Heading the opposite direction from our summer travels, we concluded the summer of 09 with a trip north and into the past. Massachusetts, being one of the oldest settlements in the "New World", has a fascinating and involving history, both political and literary. We settled on a long weekend in Sudbury, about 20 miles west of Boston, largely because we got a great offer through Travel Zoo. (If you don't know that site, check out http://www.travelzoo.com/ - we have enjoyed our various stays through its services.)

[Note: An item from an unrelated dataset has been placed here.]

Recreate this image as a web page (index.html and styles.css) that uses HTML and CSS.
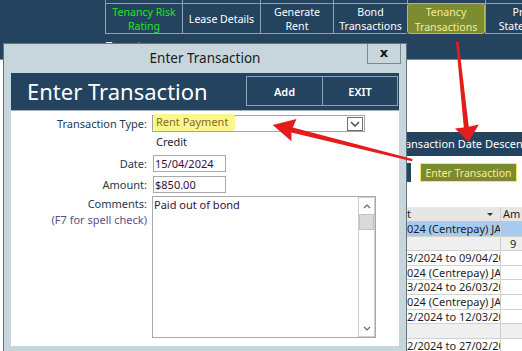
FILE: index.html
```html
<!DOCTYPE html>
<html lang="en">
<head>
<meta charset="utf-8">
<title>Enter Transaction</title>
<link rel="stylesheet" href="styles.css">
</head>
<body>
<header class="topband">
  <div class="navgrid navtop">
    <div class="cell blank"></div>
    <div class="cell"></div>
    <div class="cell"></div>
    <div class="cell"></div>
    <div class="cell"></div>
    <div class="cell"></div>
    <div class="cell"></div>
  </div>
  <nav class="navgrid navmain">
    <div class="cell blank"></div>
    <div class="cell green">Tenancy Risk<br>Rating</div>
    <div class="cell">Lease Details</div>
    <div class="cell">Generate<br>Rent</div>
    <div class="cell">Bond<br>Transactions</div>
    <div class="cell active">Tenancy<br>Transactions</div>
    <div class="cell">Print<br>Statement</div>
  </nav>
  <div class="subline">Tenant</div>
</header>

<main class="main">
  <div class="leftcol"></div>
  <section class="rightcol">
    <div class="sortbar">Transaction Date Descending</div>
    <div class="btnrow">
      <span class="navybtn"></span>
      <span class="enterbtn">Enter Transaction</span>
    </div>
    <div class="table">
      <div class="tr th"><div class="c1">t<span class="sorttri"></span></div><div class="c2">Am</div></div>
      <div class="tr sel"><div class="c1">024 (Centrepay) JA</div><div class="c2"></div></div>
      <div class="tr grey"><div class="c1"></div><div class="c2 amt">9</div></div>
      <div class="tr"><div class="c1">3/2024 to 09/04/2024</div><div class="c2"></div></div>
      <div class="tr"><div class="c1">024 (Centrepay) JA</div><div class="c2"></div></div>
      <div class="tr"><div class="c1">3/2024 to 26/03/2024</div><div class="c2"></div></div>
      <div class="tr"><div class="c1">024 (Centrepay) JA</div><div class="c2"></div></div>
      <div class="tr"><div class="c1">2/2024 to 12/03/2024</div><div class="c2"></div></div>
      <div class="tr grey"><div class="c1"></div><div class="c2"></div></div>
      <div class="tr"><div class="c1">2/2024 to 27/02/2024</div><div class="c2"></div></div>
    </div>
  </section>
</main>

<div class="dialog">
  <div class="titlebar">
    <h1 class="dlg-title">Enter Transaction</h1>
    <div class="close">x</div>
  </div>
  <div class="client">
    <div class="dlg-head">
      <h2 class="head-title">Enter Transaction</h2>
      <div class="head-btns">
        <span class="hbtn">Add</span>
        <span class="hbtn exit">EXIT</span>
      </div>
    </div>
    <div class="frow r-type">
      <label class="lbl">Transaction Type:</label>
      <div class="combo">
        <span class="hl">Rent Payment</span>
        <span class="ddbtn"><svg width="10" height="6" viewBox="0 0 10 6"><polyline points="1,1 5,5 9,1" fill="none" stroke="#555" stroke-width="1.6"/></svg></span>
      </div>
    </div>
    <div class="frow r-credit">
      <span></span>
      <span class="credit">Credit</span>
    </div>
    <div class="frow r-date">
      <label class="lbl">Date:</label>
      <div class="inp">15/04/2024</div>
    </div>
    <div class="frow r-amt">
      <label class="lbl">Amount:</label>
      <div class="inp">$850.00</div>
    </div>
    <div class="frow r-com">
      <div class="lbl lblstack"><span>Comments:</span><span class="hint">(F7 for spell check)</span></div>
      <div class="memo">
        <div class="memotext">Paid out of bond</div>
        <div class="sb">
          <div class="sbbtn up"><svg width="8" height="5" viewBox="0 0 8 5"><polyline points="1,4 4,1 7,4" fill="none" stroke="#666" stroke-width="1.2"/></svg></div>
          <div class="thumb"></div>
          <div class="track"></div>
          <div class="sbbtn down"><svg width="8" height="5" viewBox="0 0 8 5"><polyline points="1,1 4,4 7,1" fill="none" stroke="#666" stroke-width="1.2"/></svg></div>
        </div>
      </div>
    </div>
  </div>
</div>

<svg class="arrows" width="522" height="351" viewBox="0 0 522 351">
  <polygon points="456,42 458.6,42 468.8,126.8 478.8,124.4 468.6,142 455,128.6 463.8,127.4" fill="#e31c1c"/>
  <polygon points="272.7,125 296.5,119 292.8,127.6 412.5,158.9 412,161.3 291.4,132.6 291.5,141.2" fill="#e31c1c"/>
</svg>
</body>
</html>
```

FILE: styles.css
```css
html, body {
  margin: 0;
  padding: 0;
}
body {
  width: 522px;
  height: 351px;
  overflow: hidden;
  position: relative;
  background: #ffffff;
  font-family: "Noto Sans", "Open Sans", sans-serif;
  color: #222;
}

/* ---------- top band ---------- */
.topband {
  background: #24435f;
  height: 59px;
  border-bottom: 1px solid #7d8c9a;
  overflow: hidden;
}
.navgrid {
  display: grid;
  grid-template-columns: 105px 77px 78px 73px 74px 78px 78px;
}
.navgrid .cell {
  box-sizing: border-box;
  border-left: 1px solid #8aa1b6;
  border-bottom: 1px solid #8aa1b6;
}
.navgrid .cell.blank {
  border: none;
}
.navtop .cell {
  height: 4px;
}
.navmain .cell {
  height: 30px;
  display: flex;
  align-items: center;
  justify-content: center;
  text-align: center;
  color: #ffffff;
  font-size: 10.6px;
  line-height: 14.5px;
  padding-top: 1px;
  white-space: nowrap;
}
.navmain .cell.green {
  color: #22e322;
}
.navmain .cell.active {
  background: #7d8c31;
  border: 1px solid #b2be56;
  border-radius: 3px;
  height: 31px;
  margin-top: -1px;
  padding-top: 2px;
  color: #f2ef9c;
}
.subline {
  color: #fff;
  font-size: 11px;
  line-height: 13px;
  padding-left: 106px;
  margin-top: 5px;
}

/* ---------- page behind ---------- */
.main {
  display: flex;
}
.leftcol {
  width: 380px;
  flex: none;
}
.rightcol {
  flex: 1;
  min-width: 0;
}
.sortbar {
  margin-top: 72px;
  height: 24px;
  line-height: 24px;
  background: #24435f;
  color: #ffffff;
  font-size: 11px;
  padding-left: 15px;
  white-space: nowrap;
  overflow: hidden;
}
.btnrow {
  margin-top: 7px;
  height: 19px;
  display: flex;
  gap: 9px;
}
.navybtn {
  width: 31px;
  background: #24435f;
}
.enterbtn {
  box-sizing: border-box;
  width: 97px;
  height: 19px;
  background: #7c8b30;
  border: 1px solid #ecec5e;
  color: #f4f290;
  font-size: 10.5px;
  display: flex;
  align-items: center;
  justify-content: center;
  white-space: nowrap;
}
.table {
  margin-top: 25px;
  margin-left: 26px;
  font-size: 11px;
  color: #1e1e1e;
}
.tr {
  display: grid;
  grid-template-columns: 95px 1fr;
  height: 14.6px;
  box-sizing: border-box;
  border-bottom: 1px solid #d2d2d2;
}
.tr .c1, .tr .c2 {
  white-space: nowrap;
  overflow: hidden;
  line-height: 13.6px;
}
.tr .c1 {
  border-right: 1px solid #cfcfcf;
  padding-left: 1px;
}
.tr .c2 {
  padding-left: 2px;
}
.tr.th {
  height: 15px;
  background: #e6e6e6;
  border-bottom: 1px solid #c4c4c4;
}
.tr.th .c1 {
  display: flex;
  justify-content: space-between;
  align-items: center;
  padding-right: 7px;
  line-height: 14px;
}
.sorttri {
  width: 0;
  height: 0;
  border-left: 3px solid transparent;
  border-right: 3px solid transparent;
  border-top: 3px solid #333;
}
.tr.sel {
  background: #a7cbef;
}
.tr.grey {
  background: #efefef;
}
.c2.amt {
  padding-left: 9px;
}

/* ---------- dialog ---------- */
.dialog {
  position: absolute;
  left: 3px;
  top: 43px;
  width: 404px;
  height: 320px;
  box-sizing: border-box;
  border: 1px solid #66737e;
  background: #c6d6dc;
  display: flex;
  flex-direction: column;
}
.titlebar {
  height: 29px;
  display: grid;
  grid-template-columns: 1fr auto 1fr;
  align-items: start;
}
.dlg-title {
  grid-column: 2;
  margin: 0;
  font-size: 13.5px;
  font-weight: normal;
  color: #1a1a1a;
  line-height: 29px;
  white-space: nowrap;
}
.close {
  grid-column: 3;
  justify-self: end;
  box-sizing: border-box;
  width: 34px;
  height: 20px;
  margin-right: 5px;
  border: 1px solid #7a8993;
  border-top: none;
  font-family: "DejaVu Sans", sans-serif;
  font-weight: bold;
  font-size: 13px;
  color: #111;
  display: flex;
  align-items: center;
  justify-content: center;
  padding-bottom: 2px;
}
.client {
  margin: 0 7px;
  background: #ffffff;
  height: 273px;
  display: flex;
  flex-direction: column;
}
.dlg-head {
  height: 38px;
  box-sizing: border-box;
  background: #24435f;
  border-bottom: 1px solid #a3b2bd;
  display: flex;
  justify-content: space-between;
  align-items: flex-start;
}
.head-title {
  margin: 0;
  padding-left: 16px;
  font-size: 22px;
  font-weight: normal;
  color: #ffffff;
  line-height: 37px;
  white-space: nowrap;
}
.head-btns {
  display: flex;
  margin-top: 3px;
  margin-right: 1px;
}
.hbtn {
  box-sizing: border-box;
  width: 77px;
  height: 30px;
  border: 1px solid #8aa1b6;
  color: #ffffff;
  font-size: 11px;
  font-weight: 600;
  display: flex;
  align-items: center;
  justify-content: center;
}
.hbtn.exit {
  width: 75px;
  border-left: none;
}

/* form rows */
.frow {
  display: grid;
  grid-template-columns: 136px auto;
  column-gap: 5px;
  align-items: center;
  justify-content: start;
}
.lbl {
  text-align: right;
  font-size: 11px;
  color: #213a55;
  white-space: nowrap;
}
.r-type {
  margin-top: 4px;
  height: 17px;
}
.combo {
  box-sizing: border-box;
  width: 213px;
  height: 17px;
  border: 1px solid #a3a3a3;
  display: flex;
  align-items: center;
  justify-content: space-between;
}
.hl {
  position: relative;
  margin-left: 0;
  margin-top: -3px;
  height: 17px;
  width: 82px;
  box-sizing: border-box;
  padding-left: 3px;
  background: #fbf78a;
  border-radius: 4px;
  color: #86692a;
  font-size: 11px;
  line-height: 16px;
  white-space: nowrap;
}
.ddbtn {
  box-sizing: border-box;
  width: 16px;
  height: 14px;
  margin-right: 1px;
  border: 1px solid #6f6f6f;
  display: flex;
  align-items: center;
  justify-content: center;
}
.r-credit {
  height: 18px;
}
.credit {
  padding-left: 4px;
  font-size: 11px;
  color: #1c2538;
}
.r-date {
  margin-top: 5px;
}
.r-amt {
  margin-top: 4px;
}
.inp {
  box-sizing: border-box;
  width: 73px;
  height: 17px;
  margin-left: 1px;
  border: 1px solid #a9a9a9;
  padding-left: 1px;
  font-size: 11px;
  line-height: 15px;
  color: #35103e;
  white-space: nowrap;
}
.r-com {
  margin-top: 3px;
  align-items: start;
}
.lblstack {
  display: flex;
  flex-direction: column;
  align-items: flex-end;
  line-height: 15.5px;
}
.hint {
  color: #5b5080;
}
.memo {
  box-sizing: border-box;
  width: 224px;
  height: 142px;
  border: 1px solid #a9a9a9;
  display: flex;
}
.memotext {
  flex: 1;
  padding-left: 1px;
  font-size: 11px;
  line-height: 15px;
  color: #35103e;
}
.sb {
  width: 17px;
  box-sizing: border-box;
  border: 1px solid #cfcfcf;
  display: flex;
  flex-direction: column;
}
.sbbtn {
  height: 16px;
  flex: none;
  display: flex;
  align-items: center;
  justify-content: center;
}
.thumb {
  height: 16px;
  flex: none;
  box-sizing: border-box;
  background: #dadada;
  border: 1px solid #c2c2c2;
}
.track {
  flex: 1;
}

/* annotation arrows */
.arrows {
  position: absolute;
  left: 0;
  top: 0;
  pointer-events: none;
}
```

Anyway, Sudbury is home to the Wayside Inn, as in Henry Wadsworth Longfellow's "Tales of a Wayside Inn", reclaimed from history by none other than Henry Ford, who used it as a summer home. It is now a restaurant and a BnB, and its grounds feature the removed-from-its-original site-and-reconstructed Red Brick Schoolhouse which reportedly is the school attended by Mary of little lamb fame. It also has a rebuilt gristmill, still used - the flour, cornmeal, and bran ground there is used by the restaurant for its delicious breads served wth meals. (The gristmill is also the site of the plastic "duck race" on Labor Day to raise funds for a children's hospital. We have a "six quack" of entries - their words, not mine - so wish us or them luck. The ducks are released upstream of the mill and then careen down a waterfall and stop a few yards down stream.)
A few miles north of Sudbury is Concord, of grapes and revolutionary war fame. We spent a while walking over the "Minuteman Bridge" (which Ralph Waldo Emerson called the "shot heard round the world"), and pacing the old Boston Post Road which begins the "battle road" of April, 1775. We also visited the Emerson home known as the Old Manse, which was owned by the Emerson family and borders the Concord battlefield. Years after, it was the temporary home of Nathanial Hawthorne, who authored "Mosses from the Old Manse" there which contained his early short stories like "Young Goodman Brown". (He also wrote graffitti on the windows by etching the glass with his wife's diamind ring. The words are still there.) And, of course, you can't spend too much time in Concord without mentioing Henry David Thoreau - a main shopping street in town is named for him; he was a good friend of Hawthorne; his Walden Pond cabin is a few miles south of town; and he, Hawthorne, and Emerson are all buried on "Author's Ridge" in the nearby Sleepy Hollow Cemetary. Down the road a piece is Lexington where the battle continued and essentially began the Revolution.
Another short - well, about 50 minutes - trip southwest of Boston is Quincy, home to the birthplace and residences of John and Abigail Adams and John Quincy Adams, the first father-son presidents (we won't be visiting the homes of the second). They are also buried nearby, in a crypt under a Unitarian church that John Adams helped raise funds to build. Fact I did not know (or at least remember): John Q. Adams is the only president to return to Congress after his presiency, serving 17 years in the House of Representatives, where he literally died while giving a speech one day at the age of 81. It was a slight thrill to stand on the same porch that John Adams did and walk down the "President's Hall, used by John Quincy, when he stayed in his "summer white house" there.
Some great natural areas abound as well - Boston has "Blue Hills Reservation", a huge public park that borders Quincy and Milton, with some fabulous trails through the woods and up to a few hills (only 500 feet above sea level, so not a lot like West Virginia) but with an astounding view of Boston and its harbor. Nice trek through piney woods.
An instant return to the 21st century as we drove onto I-93 and I-95 at 65 miles per hour back to our lovely little Carriage House Inn in Sudbury.